External pressures are forcing insurers to clarify liability and risk exposure. For example, U.S. insurers such as W.R. Berkley, AIG, and Great American are introducing exclusions for AI-induced errors in liability insurance. Regulatory and reputational risks tied to AI’s misuse are demanding formal governance and underwriting reflections. Operational risks—supplier lock-in, legacy systems, and data quality—pose real threats if left unmanaged.

Comparative data from other voices confirms direction and scale: A BCG survey finds that insurance firms are now at near-parity with technology/media/telecom in AI adoption, with “leading” firms showing >30% productivity gains via knowledge assistants; AI in communications (e.g., customizing claimant letters) is already in production in many cases. McKinsey’s own survey of European insurers estimates gen AI’s potential to lift premium growth by 1.5-3% and improve technical insurance result by a similar magnitude.

Strategic implications: Insurers that don’t commit to domain-wide, deeply integrated AI strategies risk being left behind. Those that do can earn top-quartile returns, but must invest across people, process, tech, data, and governance.
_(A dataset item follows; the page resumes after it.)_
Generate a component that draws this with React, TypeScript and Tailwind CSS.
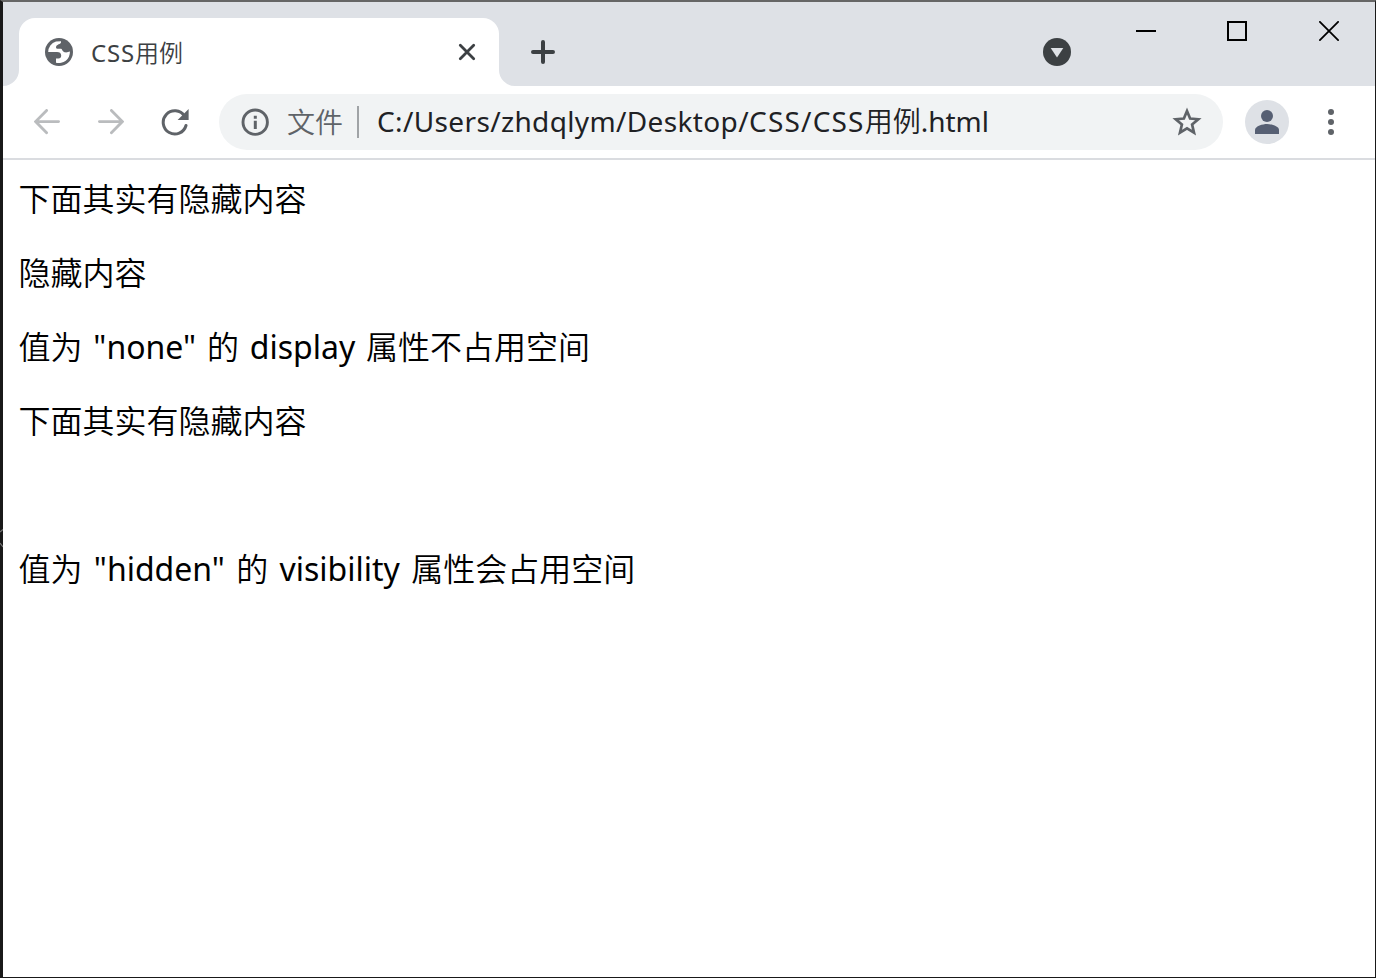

Open questions include how regulation will evolve (especially AI liability), how to attract and retain skilled AI-native talent, and how incumbent insurers with complex legacies will compete with nimble insurtechs.

Supporting Notes
  • AI leaders in insurance have delivered 6.1× total shareholder return over peers in the past five years.
  • Domain-level AI transformations have yielded 10–20% improvement in new agent success/sales conversion, 10–15% premium growth, 20–40% lower onboarding costs, 3–5% improvement in claims accuracy.
  • Aviva deployed over 80 AI models in its claims domain, saving £60 million (~US$82 million) in 2024 and cutting liability assessment time for complex cases by 23 days, routing accuracy up ~30%, and customer complaints down ~65%.
  • McKinsey survey of large European insurers: gen AI expected to drive 10–20% productivity gains; 1.5–3.0% premium growth; improvement in technical results by 1.5–3.0 ppt.
  • BCG findings: insurers using AI-empowered knowledge assistants show over 30% productivity gains in service and operations roles; communication with claimants being largely automated.
  • Insurers such as W.R. Berkley, AIG, Great American are adding liability policy exclusions for AI-related errors.